During 2016 there was a continued shift in the balance of power from employer to the candidate. It has also seen a ‘war of talent’ in key sectors. Employers from most sectors reported a worrying lack of quality candidates for current vacancies and 2016 was a challenging year from a candidate attraction and recruitment point of view.
This article outlines key recruitment trends which we’ve seen happening in 2016 – and suggests key actions that companies can take to ensure they win the battle for talent to keep their businesses alive in the coming years.
1. It’s all about being Digital and Mobile
Today an increasing percentage of the candidate pool are ‘net natives’ who are wedded to mobile technology and social media; 90% of them checking their smartphones before they even get out of bed in the morning. According to a research, 86% of job hunters use a mobile device as their primary search tool and it is estimated that 70% of candidates want to apply for jobs using their mobiles; with 55% wanting to be able to submit their CV via their mobile devices. Résumés are now be displaced by constantly evolving representations of individual experiences, skills, and aptitudes that exist purely in the digital realm. Innovative tools that use social media, big data and other technologies have given tremendous insight into individual job seekers as their primary screening method. To keep up with these trends, companies have now moved towards a digital hiring model.
2. Employer Branding as a Key Selling Point
Candidates’ are acquiring more knowledge about employers because information is increasingly more readily available and accessible. The new environment has created an information avalanche, whereby candidates are empowered to consider many more employers than ever before. Savvy candidates will evaluate company brands before applying to or accepting a job, much in the same way they evaluate consumer brands when shopping. Here, identifying and broadcasting the employer’s differentiating factor is very crucial, and conveying the employer’s culture beyond the office is critical to employer brand fulfillment.

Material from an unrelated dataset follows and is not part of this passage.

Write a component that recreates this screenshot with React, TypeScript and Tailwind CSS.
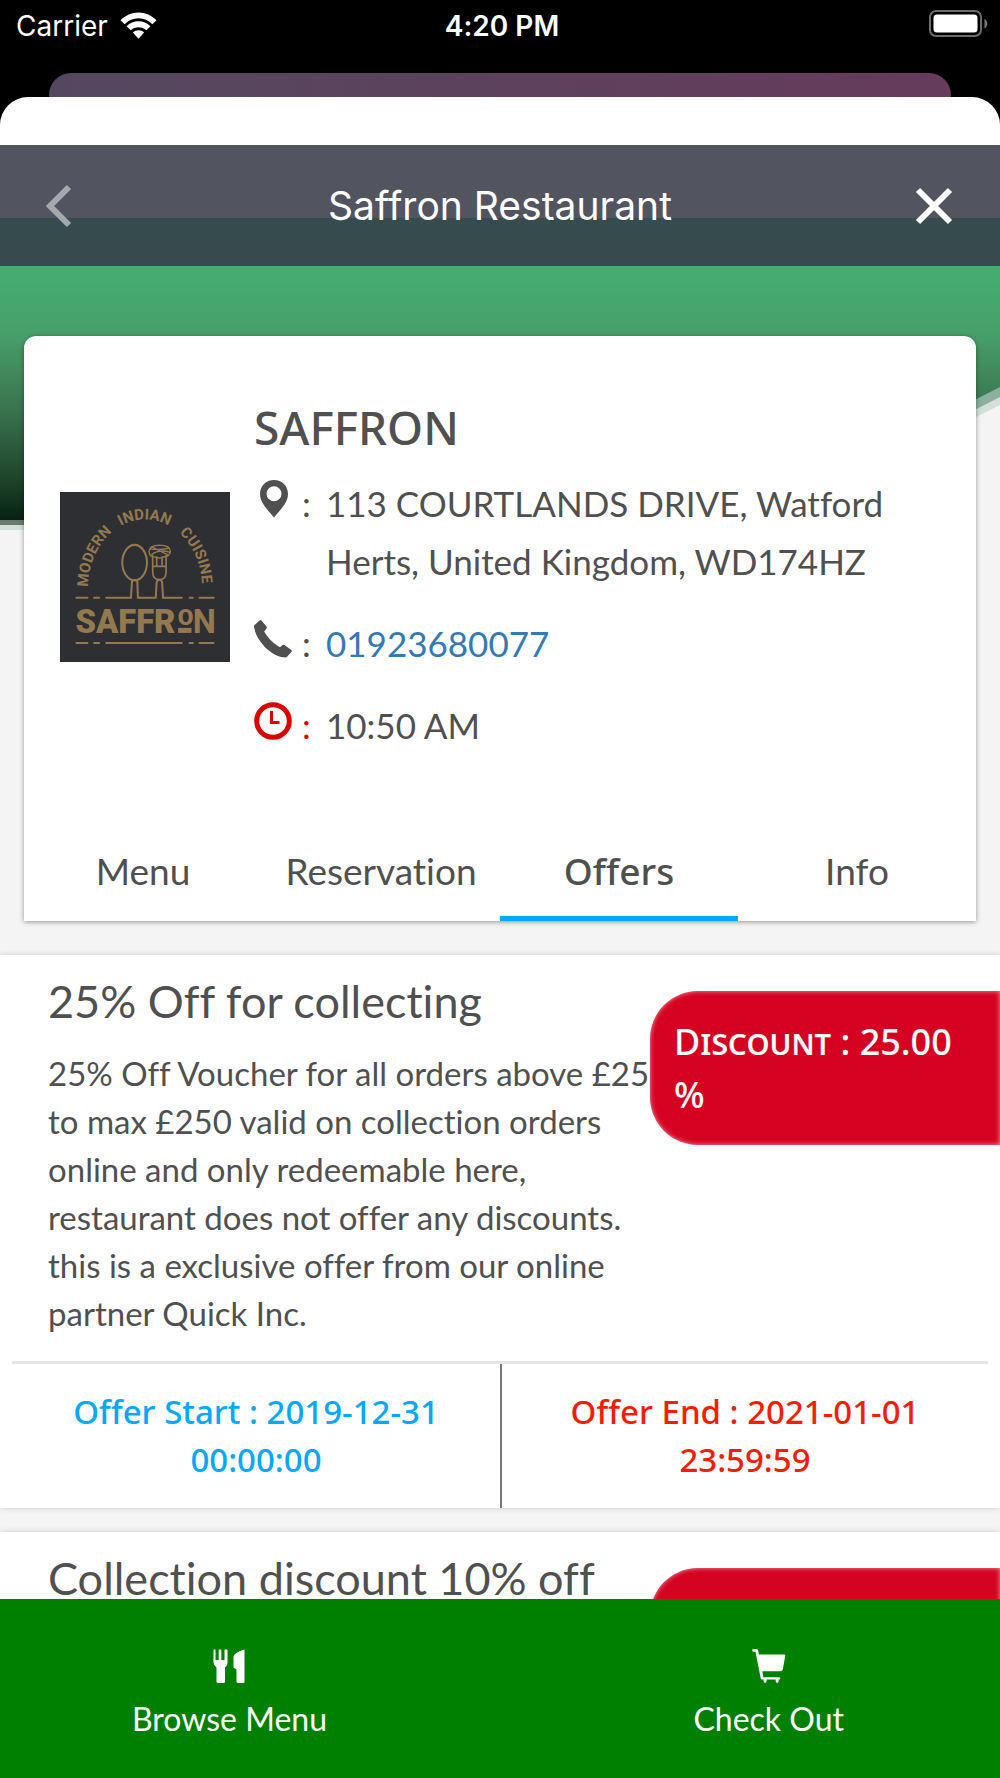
import { useState } from "react";

type Offer = {
  title: string;
  description: string;
  discount: string;
  start: [string, string];
  end: [string, string];
};

const tabs = ["Menu", "Reservation", "Offers", "Info"];

const offers: Offer[] = [
  {
    title: "25% Off for collecting",
    description:
      "25% Off Voucher for all orders above £25 to max £250 valid on collection orders online and only redeemable here, restaurant does not offer any discounts. this is a exclusive offer from our online partner Quick Inc.",
    discount: "25.00",
    start: ["2019-12-31", "00:00:00"],
    end: ["2021-01-01", "23:59:59"],
  },
  {
    title: "Collection discount 10% off",
    description: "",
    discount: "10.00",
    start: ["2019-12-31", "00:00:00"],
    end: ["2021-01-01", "23:59:59"],
  },
];

function WifiIcon() {
  return (
    <svg width="37" height="28" viewBox="0 0 37 28" fill="#fff" aria-hidden="true">
      <path d="M0.5 8.2C5.5 3.2 11.6 0.4 18.5 0.4S31.500 3.2 36.500 8.200L32.400 12.200C28.600 8.500 23.900 6.300 18.500 6.300S8.400 8.500 4.600 12.200Z" />
      <path d="M6.600 14.200C9.900 11.100 13.900 9.300 18.500 9.300S27.100 11.100 30.400 14.200L26.300 18.200C24.100 16.300 21.500 15.200 18.500 15.200S12.900 16.300 10.700 18.200Z" />
      <path d="M12.900 20.400C14.500 19 16.400 18.300 18.500 18.300S22.500 19 24.100 20.400L18.500 26.700Z" />
    </svg>
  );
}

function BatteryIcon() {
  return (
    <svg width="59" height="28" viewBox="0 0 59 28" aria-hidden="true">
      <rect x="1" y="1" width="51" height="25" rx="6" fill="none" stroke="#6b6b6b" strokeWidth="2" />
      <rect x="4.500" y="4.500" width="44" height="18" rx="3.500" fill="#fff" />
      <path d="M55.500 9V18.500C59.200 17 59.200 10.500 55.500 9Z" fill="#7a7a7a" />
    </svg>
  );
}

function MarkerIcon() {
  return (
    <svg className="ml-1.5" width="28" height="38" viewBox="0 0 28 38" fill="currentColor" aria-hidden="true">
      <path
        fillRule="evenodd"
        d="M14 0C6 0 0 6 0 14C0 22 6 28 14 37.500C22 28 28 22 28 14C28 6 22 0 14 0ZM14 6.200A7.500 7.500 0 1 1 14 21.200A7.500 7.500 0 1 1 14 6.200Z"
      />
    </svg>
  );
}

function PhoneIcon() {
  return (
    <svg width="38" height="38" viewBox="0 0 38 38" fill="currentColor" aria-hidden="true">
      <path d="M0.300 5.200L5.600 0.500C6.200 0 7 0 7.500 0.600L12.600 6.700C13 7.300 13 7.900 12.600 8.400L10.200 11.400C13.500 17.500 19.300 23.300 26 27.200L28.600 25.100C29.200 24.700 29.900 24.700 30.500 25L37.300 30C38 30.500 38.100 31.100 37.600 31.700L33.300 36.500C32.500 37.400 31.300 37.500 29.800 37.300C23 36.600 16 32.500 10.500 26.500C4.500 20 0.700 12.800 0.100 6.800C0 6 0 5.600 0.300 5.200Z" />
    </svg>
  );
}

function ClockIcon() {
  return (
    <svg width="38" height="38" viewBox="0 0 38 38" fill="none" stroke="currentColor" aria-hidden="true">
      <circle cx="19" cy="19" r="16.300" strokeWidth="5" />
      <path d="M17.500 9V20.500H25.500" strokeWidth="3" />
    </svg>
  );
}

function CutleryIcon() {
  return (
    <svg width="33" height="34" viewBox="0 0 33 34" fill="#fff" aria-hidden="true">
      <path d="M0.500 1Q1.500-0.500 2.500 1V11H5.700V1Q7-0.500 8.300 1V11H11.500V1Q13-0.500 14.500 1V13Q14.500 17 12 18.500V32.500Q12 34 10.500 34H5Q3.500 34 3.500 32.500V18.500Q0.500 16 0.500 13Z" />
      <path d="M31.500 0.500V32.500Q31.500 34 30 34H25Q23.500 34 23.500 32.500V20.500L20.500 18.500V8Q21.500 3 31.500 0.500Z" />
    </svg>
  );
}

function CartIcon() {
  return (
    <svg width="34" height="34" viewBox="0 0 34 34" fill="#fff" aria-hidden="true">
      <path d="M1.500 0H4.500Q5.600 0 6 1.200L7 5.500H32.500Q33.500 5.500 33.300 6.600L30.800 20.500Q30.300 22.300 28.500 22.300H10.300L11.300 28.200H27Q28.300 28.400 28.300 29.500Q28.300 30.600 27 30.600H26.700V32.300Q26.300 34 25.200 34Q24 34 23.700 32.300V30.600H14.600V32.300Q14.200 34 13.100 34Q12 34 11.600 32.300V30.600H10Q9 30.600 8.700 29.300L3.500 2.700H1.500Q0.200 2.500 0.200 1.300Q0.200 0.200 1.500 0Z" />
    </svg>
  );
}

function SaffronLogo() {
  return (
    <svg className="w-[170px] shrink-0" viewBox="0 0 508 508" role="img" aria-label="Saffron modern Indian cuisine">
      <rect width="508" height="508" fill="#2e2f33" />
      <path id="arc" d="M84 284A170 202 0 0 1 424 284" fill="none" />
      <g fill="#94794f" fontFamily="Roboto, sans-serif" fontWeight="700">
        <g fontSize="45">
          <text><textPath href="#arc" startOffset="0">MODERN</textPath></text>
          <text><textPath href="#arc" startOffset="217">INDIAN</textPath></text>
          <text><textPath href="#arc" startOffset="405">CUISINE</textPath></text>
        </g>
        <text y="420" fontSize="98" fontWeight="900">
          <tspan x="46">SAFFR</tspan>
        </text>
        <text x="352" y="396" fontSize="68" fontWeight="900">O</text>
        <text x="397" y="420" fontSize="98" fontWeight="700">N</text>
        <rect x="353" y="406" width="40" height="15" />
      </g>
      <g fill="none" stroke="#94794f" strokeWidth="6" strokeLinecap="round">
        <ellipse cx="223" cy="211" rx="37" ry="53" />
        <path d="M49 316H82M102 316H117M138 316H212L215 268Q223 258 231 268L233 316H286L289 268Q297 256 305 268L308 316H364M387 316H397M417 316H459" />
        <path d="M49 451H82M102 451H117M138 451H364M387 451H397M417 451H459" />
        <path d="M277 190V238Q277 262 297 262Q317 262 317 238V190M289 196V221M305 196V221M279 222H316" strokeWidth="5" />
        <path d="M266 178Q266 159 298 159Q330 159 330 178Q326 196 306 194Q298 201 288 194Q268 198 266 178ZM268 170Q292 174 326 168M274 187Q296 170 328 180M276 165L322 188" strokeWidth="4" />
      </g>
    </svg>
  );
}

function HeroShape() {
  return (
    <svg
      className="absolute inset-x-0 top-0 h-[264px] w-full"
      viewBox="0 0 1000 264"
      preserveAspectRatio="none"
      aria-hidden="true"
    >
      <defs>
        <linearGradient id="hero" x1="0" y1="0" x2="0" y2="1">
          <stop offset="0" stopColor="#44ae71" />
          <stop offset="0.280" stopColor="#489e69" />
          <stop offset="0.560" stopColor="#3a7450" />
          <stop offset="0.850" stopColor="#1d4229" />
          <stop offset="1" stopColor="#062311" />
        </linearGradient>
      </defs>
      <path d="M0 0H1000V139L750 264H0Z" fill="#d3dfd9" />
      <path d="M0 0H1000V131L750 259H0Z" fill="#8bb09b" />
      <path d="M0 254H700V259H0Z" fill="#6a7a70" />
      <path d="M0 0H1000V121L740 254H0Z" fill="url(#hero)" />
    </svg>
  );
}

function OfferCard({ offer }: { offer: Offer }) {
  return (
    <article className="bg-white shadow-[0_0_6px_rgba(0,0,0,0.16)]">
      <div className="flex items-start pb-6">
        <div className="flex-1 pt-[22px] pl-12">
          <h2 className="text-[45px] leading-[48px]">{offer.title}</h2>
          <p className="mt-6 text-[33px] leading-[48px]">{offer.description}</p>
        </div>
        <p className="mt-9 w-[35%] rounded-l-[48px] bg-[#d50321] px-6 py-6 font-['Noto_Sans'] text-[36px] leading-[53px] font-medium text-white shadow-[inset_0_0_5px_rgba(255,255,255,0.6)] [font-variant-caps:small-caps]">
          Discount : {offer.discount} %
        </p>
      </div>
      <div className="mx-3 grid grid-cols-2 border-t-3 border-[#e5e5e5] text-center font-['Noto_Sans'] text-[33px] leading-[48px] font-medium">
        <p className="py-6 text-[#03a8ff]">
          Offer Start : {offer.start[0]}
          <br />
          {offer.start[1]}
        </p>
        <p className="border-l-2 border-[#777] py-6 text-[#f91d00]">
          Offer End : {offer.end[0]}
          <br />
          {offer.end[1]}
        </p>
      </div>
    </article>
  );
}

export default function App() {
  const [activeTab, setActiveTab] = useState("Offers");

  return (
    <div className="flex h-screen flex-col bg-black font-['Lato',sans-serif] text-[#505050] [font-variant-ligatures:none]">
      <div className="grid h-[73px] shrink-0 grid-cols-3 items-start pt-[10px] pr-3 pl-4 font-['Inter'] text-[28px] leading-[32px] text-white">
        <div className="flex items-center gap-3">
          <span>Carrier</span>
          <WifiIcon />
        </div>
        <span className="text-center font-semibold">4:20 PM</span>
        <div className="flex justify-end">
          <BatteryIcon />
        </div>
      </div>
      <div className="mx-[49px] h-6 shrink-0 rounded-t-[22px] bg-linear-to-r from-[#54485f] to-[#663b5b]" />

      <div className="flex min-h-0 flex-1 flex-col overflow-hidden rounded-t-[28px] bg-white pt-12">
        <header className="flex h-[121px] shrink-0 items-center justify-between bg-[linear-gradient(#525560_60%,#364c4e_60%,#384a4e)] px-11 text-white">
          <button aria-label="Back" className="w-11 text-[#a5a9ac]">
            <svg width="28" height="44" viewBox="0 0 28 44" fill="none" stroke="currentColor" strokeWidth="6">
              <path d="M25 3L6 22L25 41" />
            </svg>
          </button>
          <h1 className="font-['Inter'] text-[39px] leading-[48px]">Saffron Restaurant</h1>
          <button aria-label="Close" className="w-11">
            <svg width="44" height="44" viewBox="0 0 44 44" fill="none" stroke="currentColor" strokeWidth="6">
              <path d="M6 6L38 38M38 6L6 38" />
            </svg>
          </button>
        </header>

        <main className="relative flex-1 overflow-y-auto bg-[#f4f4f4] [scrollbar-width:none]">
          <HeroShape />
          <section className="relative mx-6 mt-[70px] rounded-t-xl bg-white pt-16 shadow-[0_1px_5px_rgba(0,0,0,0.4)]">
            <div className="flex items-center gap-6 px-9">
              <SaffronLogo />
              <div>
                <h2 className="mb-5 font-['Noto_Sans'] text-[46px] leading-[54px] font-medium">SAFFRON</h2>
                <ul className="flex flex-col gap-6 text-[35px] leading-[58px]">
                  <li className="flex">
                    <span className="w-12 pt-1.5"><MarkerIcon /></span>
                    <span className="w-6">:</span>
                    <address className="not-italic">
                      113 COURTLANDS DRIVE, Watford
                      <br />
                      Herts, United Kingdom, WD174HZ
                    </address>
                  </li>
                  <li className="flex">
                    <span className="w-12 pt-1.5"><PhoneIcon /></span>
                    <span className="w-6">:</span>
                    <a href="tel:01923680077" className="text-[#337ab7]">01923680077</a>
                  </li>
                  <li className="flex">
                    <span className="w-12 pt-1.5 text-[#dd0000]"><ClockIcon /></span>
                    <span className="w-6 text-[#dd0000]">:</span>
                    <span>10:50 AM</span>
                  </li>
                </ul>
              </div>
            </div>
            <nav className="mt-[71px] grid grid-cols-4">
              {tabs.map((tab) => (
                <button
                  key={tab}
                  onClick={() => setActiveTab(tab)}
                  className={
                    tab === activeTab
                      ? "h-24 border-b-5 border-[#03a8ff] font-['Noto_Sans'] text-[37px] font-medium"
                      : "h-24 pb-1 text-[37px]"
                  }
                >
                  {tab}
                </button>
              ))}
            </nav>
          </section>

          <div className="relative mt-[34px] flex flex-col gap-6">
            {offers.map((offer) => (
              <OfferCard key={offer.title} offer={offer} />
            ))}
          </div>
        </main>

        <footer className="flex h-[179px] shrink-0 items-start justify-between bg-[#008000] px-[132px] pt-[50px] text-[32px] leading-[40px] text-white">
          <button className="flex flex-col items-center gap-4">
            <CutleryIcon />
            Browse Menu
          </button>
          <button className="mr-6 flex flex-col items-center gap-4">
            <CartIcon />
            Check Out
          </button>
        </footer>
      </div>
    </div>
  );
}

3. Focus on Passive Candidates
Approximately 75% of global candidates are considered passive job seekers. These people are employed, and not actively looking for new opportunities. If the majority of the workforce falls into the passive category, it’s safe to assume the majority of top quality hires are passive, too. Recruiting passive candidates can be hard. Talent acquisition leaders have to make an extra effort not only to identify quality passive candidates but also to reach out to them and establish a connection. If you aren’t doing this already, look for candidates through their social media profiles and anywhere else they have a web presence, since today’s professionals expect employers to search for them and take their online branding and positioning very seriously. If a passive candidate is identified as a quality hire to your company, it’s time to get proactive and treat them like a potential buyer, which means you’ve got to be in the right place at the right time. Plus, recruiters have to be equipped with the skills to convert casual lookers into something more if given the opportunity.
4. Use of Data Analytics
The use of social networks and other digital profiles as candidate search tools has opened up a much wider talent pool for recruiters to draw from, but the time it takes to do that research could end up taking hiring managers away from their most important task: actually hiring. Big data, the hottest addition to the corporate lexicon, has moved across the business spectrum into the world of hiring and talent management. For more and more companies, the hiring boss is an algorithm or a set of analytic tools. Employers must select the right tools to be able to ask better questions when hiring. Choosing the right data tool is like choosing the right social media platform; employers need to know what works best for accomplishing their specific goals. If an analysis of current efforts revealed that a posting wasn’t resulting in enough qualified applicants, the employer could adjust the hiring strategy accordingly, using insights provided by a job board such as choosing a better day to post or different keywords. In the coming years, data analytics may even help recruiters discover which passive candidates are better to approach.